Gorging like post-famine peasants at KFC. The 12 piece bucket. Three people.

Then the impersonal labyrinth of Salt Lake. A nod at my old pilgrimage routes. Dark silhouettes in shady nooks, away from the sullen glower of amber street-lights. After so many things had happened around a place (relatively speaking of course. No more than a flyspecked footnote in the true scale of things) one would expect a bit more than the everlasting sobriety of evening in a residential area.
Ogden Nash in my head. Some random meme must've put it in my head. And some other smattering of the evening spread out against the sky.

If we were to meet in this city, my old friend, after say 5...6 years. Odds are that we would still be walking down these unnamed roads or rambling down Park Street, speaking of much the same things as today. Half-heard confidences to the ghosts of yesteryear. A silent homage to distant summers that none now recall, to silent walks in the swift eventide of winter: little flecks of soulblood, congealed now, that tumbled away into oblivion as people went ahead with their lives.

Those tales never end. And remain the same. Only the folk in them change at times. Sometimes unnoticed, often unheard.
My pet peeve for the day remains the steady drain on equally jobless folk to take care of my rants during my higher moments.

14 January, 2012

voices shall not share

Yesterday was memorable.

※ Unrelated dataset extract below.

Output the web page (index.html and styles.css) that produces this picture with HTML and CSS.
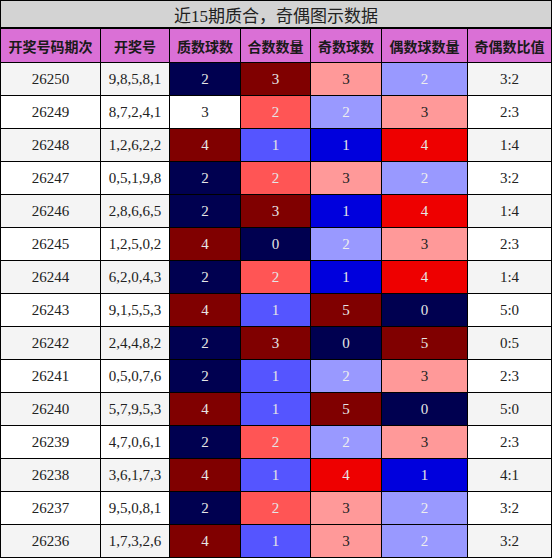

Be it wearing the old school blazer, the Xaverian mein still intact after four years of battering by plebes (:P). That dazzle of floodlights, the upturned faces. And of course "My worthy opponents .... "

Some glad known faces - juniors - right in the hustle and bustle of organising things. It was a familiar place, thanks to the times when wanderlusting away from the humdrum brings me to the welcoming highness of JU.
And after it got over, the lights doused and the curtains fallen. With the hosts (as always) staying back for that last hurrah, that final adjusting of the chairs. A last look at the stage.
Thank you people for letting me relive debating, a schoolboy passion that was almost stifled in a mire of collegiate machinations.

So another ramble through that uni with a hitched hyperactive schoolgirl (even though in 3rd year), orange-glow limned silhouettes with ghosts from the past, present wisecracks and future maudlin-despair.
The comings and goings, hook-ups and ditchings, meet-ups and leg-pulling.

Life's as good as it gets. Me? Bleh.